You could try adding the --cdhit_max_memory argument to prepareref (see https://github.com/sanger-pathogens/ariba/wiki/Task:-prepareref) and see if that makes any difference - i.e. bump the memory up for cd-hit.

JezSw commented

I don't think this is a memory issue (see below). It looks like the main solution is to recompile cdhit with the specific flag (see weizhongli/cdhit#26), but this is awkward when there are exisiting docker images etc.

root@6b1996c8c7d4:/# ariba prepareref --cdhit_max_memory 15000 -f out.card.fa -m out.card.tsv out.card.prepareref
The following command failed with exit code 139
/usr/bin/cdhit-est -i /out.card.prepareref/02.cdhit.noncoding.fa -o /tmp.run_cd-hit.0nerjr5y/cdhit -c 0.9 -T 1 -s 0.0 -d 0 -bak 1 -M 15000

The output was:

================================================================
Program: CD-HIT, V4.7 (+OpenMP), Jul 01 2017, 08:43:07
Command: /usr/bin/cdhit-est -i
         /out.card.prepareref/02.cdhit.noncoding.fa -o
         /tmp.run_cd-hit.0nerjr5y/cdhit -c 0.9 -T 1 -s 0.0 -d 0
         -bak 1 -M 15000

Started: Thu Aug  8 14:14:46 2019
================================================================
                            Output                              
----------------------------------------------------------------
total seq: 79

Warning:
Some seqs are too long, please rebuild the program with make parameter MAX_SEQ=new-maximum-length (e.g. make MAX_SEQ=10000000)
Not fatal, but may affect results !!

Ran into the same thing.

There is apparently an element in the database that's longer than the maximum sequence length that CD-HIT allows.

Recompiling CD-HIT yourself with MAX_SEQ=1000000 will fix your issue.

I'll look at doing a change to the docker image next week, to fix this. Thanks for the info.

Looks like there is a 1860132bp sequence in there ("longest and shortest : 1860132 and 1441")?! ARIBA won't like assembling that - it will take far too long.

I'd like to dig into this some more when I have time. I suspect a better fix may be to impose a max length on all reference sequences (at the moment there is only a max length for genes), which would result in that huge sequence getting removed.

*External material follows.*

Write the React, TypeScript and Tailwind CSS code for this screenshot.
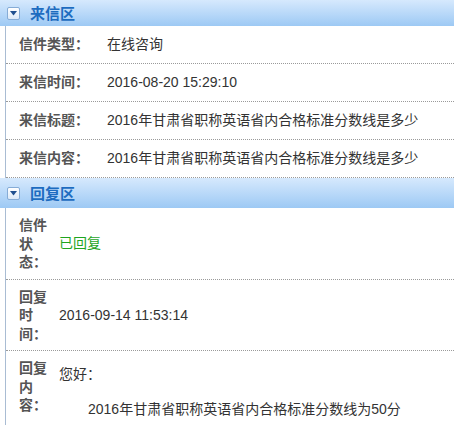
import React from "react";

const font = { fontFamily: '"Liberation Sans", "Noto Sans CJK SC", sans-serif' };

function SectionHeader({ title, tall = true }: { title: string; tall?: boolean }) {
  return (
    <div
      className={`flex items-center bg-gradient-to-b from-[#d6e9fd] to-[#9dc9f4] pl-[7px] ${
        tall ? "h-[30px]" : "h-[26px]"
      }`}
    >
      <span className="flex h-[13px] w-[13px] items-center justify-center rounded-[2px] border border-[#86acd6] bg-gradient-to-b from-white to-[#dbe9f8]">
        <svg width="7" height="5" viewBox="0 0 7 5" aria-hidden>
          <path d="M0 0 H7 L3.5 4.5 Z" fill="#1f4f8f" />
        </svg>
      </span>
      <span className="ml-[10px] text-[15px] font-semibold leading-none text-[#1d6cc0]">{title}</span>
    </div>
  );
}

function Row({ label, value }: { label: string; value: React.ReactNode }) {
  return (
    <div className="flex h-[38px] items-center border-b border-dotted border-[#9a9a9a] pl-[13px]">
      <span className="w-[88px] shrink-0 text-[14px] font-bold text-[#555]">{label}</span>
      <span className="text-[14px] text-[#333]">{value}</span>
    </div>
  );
}

function StackRow({
  label,
  children,
  last = false,
  align = "center",
}: {
  label: string[];
  children: React.ReactNode;
  last?: boolean;
  align?: "center" | "start";
}) {
  return (
    <div
      className={`flex pl-[13px] pt-[8px] ${last ? "pb-[20px]" : "border-b border-dotted border-[#9a9a9a] pb-[7px]"} ${
        align === "center" ? "items-center" : "items-start"
      }`}
    >
      <div className="flex w-[28px] shrink-0 flex-col text-[14px] font-bold leading-[18.5px] text-[#555]">
        {label.map((l) => (
          <span key={l}>{l}</span>
        ))}
      </div>
      <div className="ml-[12px] flex-1 text-[14px] text-[#333]">{children}</div>
    </div>
  );
}

export default function App() {
  return (
    <div className="h-[425px] w-[454px] overflow-hidden bg-white" style={font}>
      <SectionHeader title="来信区" tall={false} />
      <div className="ml-[5px] border-l border-[#a9bcd3]">
        <Row label="信件类型：" value="在线咨询" />
        <Row label="来信时间：" value="2016-08-20 15:29:10" />
        <Row label="来信标题：" value="2016年甘肃省职称英语省内合格标准分数线是多少" />
        <Row label="来信内容：" value="2016年甘肃省职称英语省内合格标准分数线是多少" />
      </div>
      <SectionHeader title="回复区" />
      <div className="ml-[5px] border-l border-[#a9bcd3]">
        <StackRow label={["信件", "状", "态："]}>
          <span className="text-[#1fa51f]">已回复</span>
        </StackRow>
        <StackRow label={["回复", "时", "间："]}>2016-09-14 11:53:14</StackRow>
        <StackRow label={["回复", "内", "容："]} align="start" last>
          <div className="flex flex-col pt-[6px]">
            <span className="leading-[18px]">您好：</span>
            <span className="mt-[17px] pl-[29px] leading-[18px]">2016年甘肃省职称英语省内合格标准分数线为50分</span>
          </div>
        </StackRow>
      </div>
    </div>
  );
}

Hi Martin. Agreed - fixing in Ariba would be the best way, else we will be effectively forcing users to manually compile cdhit whenever they want to install Ariba and use CARD. To fix the problem at hand it looks like we just need a length check in the _get_from_card method (ref_genes_getter.py). The length to check could be overridden by cmd-line arg if necessary. Removed sequences can be shown in the getref log. I can do the the change unless you want to check it out a bit more?

@fmaguire - thanks for referencing that issue. Good to know CARD are aware.

@kpepper - sounds like a good plan, great if you can do it. I think the cutoff should be applied when prepareref is run, that way it covers everything. This already happens for genes (see https://github.com/sanger-pathogens/ariba/blob/master/ariba/reference_data.py#L28)

I'm guessing same default as the genes would work: 10k? Maybe worth checking the lengths of the non coding seqs in the datasets like CARD etc?

This has been fixed in CARD now. However, release v2.1.4.3 includes two new prepareref arguments that can be used to filter on the length of non-coding sequences so should we have a similar thing happen again, it can be bypassed by adjusting the filtering accordingly. The new arguments are called: --min_noncoding_length and --max_noncoding_length. We can already filter on gene lengths using --min_gene_length and --max_gene_length. Any filtered non-coding sequences will be shown in a new prepareref log file called 01.filter.check_noncoding.log.